Tuesday, April 14, 2015

Is it narcotrafficking season again?


You’ll know it’s summer when you hear the soothing hum of approaching CH-53s…

I was amused by this Tico Times article, “US Marines plan force in Honduras for hurricane season”:
The United States wants to deploy a force of about 250 Marines to Honduras to provide humanitarian help during the region’s hurricane season, officials said Friday. The contingent also would assist Central American forces on efforts to counter narcotics trafficking.

Honduran officials are weighing the proposed task force, which would operate out of Palmerola air base from June to November.

“We have requested that the Marines be present in Honduras from June through November 2015, during hurricane season, to support Honduras and other countries in the region in the event of a hurricane or other major disaster,” the U.S. embassy in Tegucigalpa said in a statement.

…“It’s only on a temporary basis,” said Captain Armando Daviu, public affairs officer for U.S. Marine Forces South. “It’s set up to be a quick response emergency force.”

The special purpose Marine air-ground task force would be equipped with four CH-53 cargo helicopters and possibly a C-130 aircraft, he told AFP.
This doesn’t even make sense. They’re supposedly going to set up this force and then just send them back to the US for good with all of their equipment later in the year? Even aside from the problem of the militarization of humanitarian aid, they’re not even trying that hard to hide the true purpose:
The task force would also contribute troops to “security cooperation” teams already stationed in the area, which train and advise local forces battling organized crime and narcotics smuggling.
Why would they set up seasonal participation in “security cooperation” teams?
Pentagon officials insisted the proposal would not involve the permanent deployment of U.S. troops, a sensitive political issue in a region where U.S. forces historically sided with authoritarian regimes.
This claim would be misleading even if it could be believed - which it can’t - since Soto Cano currently has around 500 US troops:
The Palmerola air base, currently home to about 500 American troops, was once a major staging area in the 1980s for US military support to Contra rebels fighting the Nicaraguan government.
So it’s a planned (or is it proposed?) additional unit dedicated to humanitarian aid in response to hurricanes. And other natural disasters. And really any sort of “emergency.” In the whole region. Oh, and also fighting narcotrafficking. And organized crime. And promoting “security” generally. And all of the expertise and equipment required for these tasks is the same. And only needed during the hurricane season.* And yet Palmerola remains 100% Honduran territory.
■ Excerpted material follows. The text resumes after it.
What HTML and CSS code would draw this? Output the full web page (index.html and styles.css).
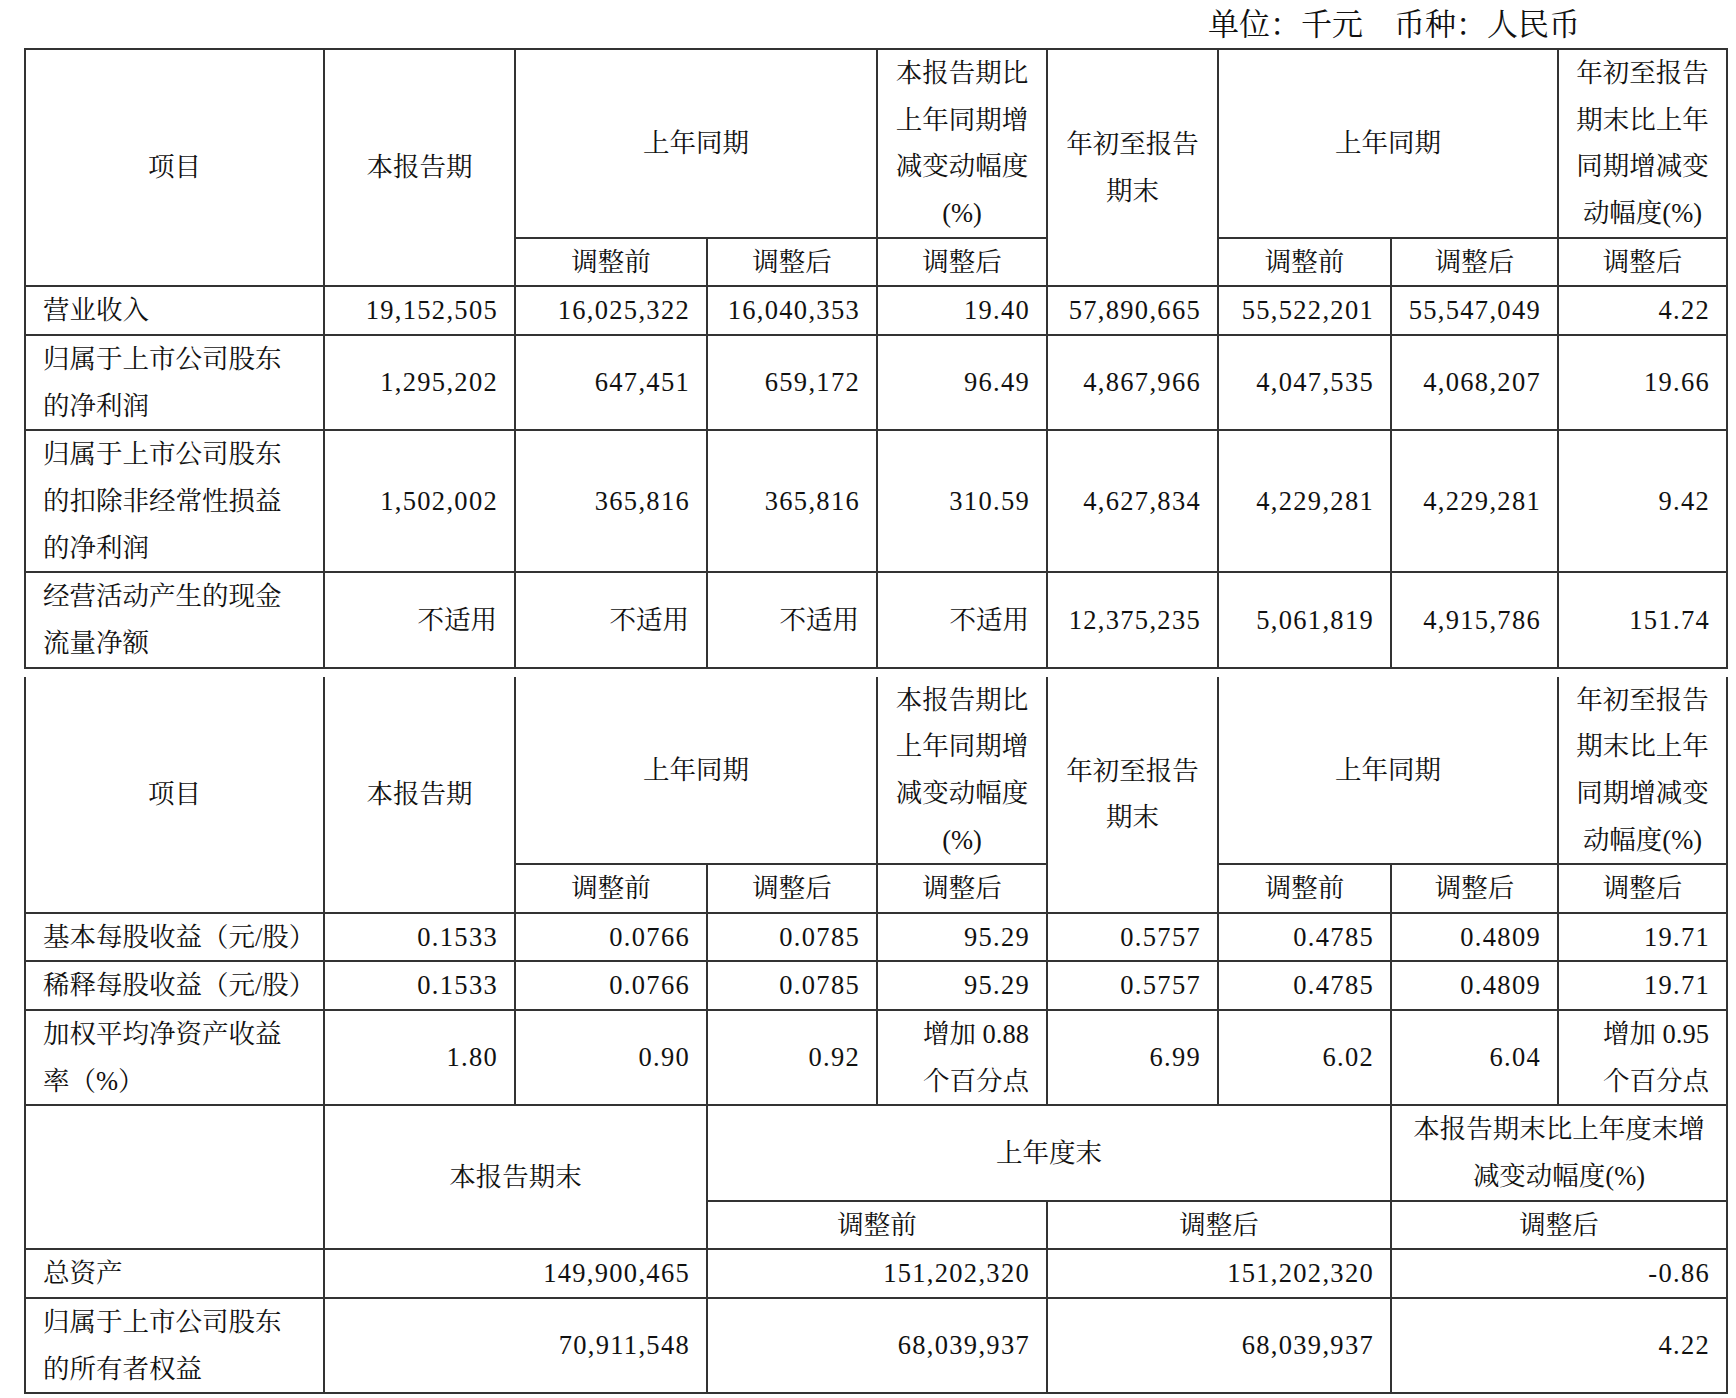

I’ve been presenting this as almost entirely a matter of concern for Hondurans and others in the region: Honduras’ international airport is being constructed on what is partially a US military base (and we saw what happened when that was planned without US cooperation), military expansion is being packaged as humanitarian aid, a larger US military presence will enhance the power of foreign interests and of the Honduran Right and military, and the Honduran “government” evidently doesn’t deem the views of the public important enough to propose the arrangement openly or even to be forthright when the plan is discovered. But it’s also an important matter for us in the US, who should be concerned with whether our government’s policy in the Americas should continue to be one of military and corporate imperialism underwritten by public funds.

* I suppose after that they could be deployed to the US border, to keep out all of the children driven to emigrate by the impoverishment, disempowerment, and violence enabled by the US-backed post-coup regimes.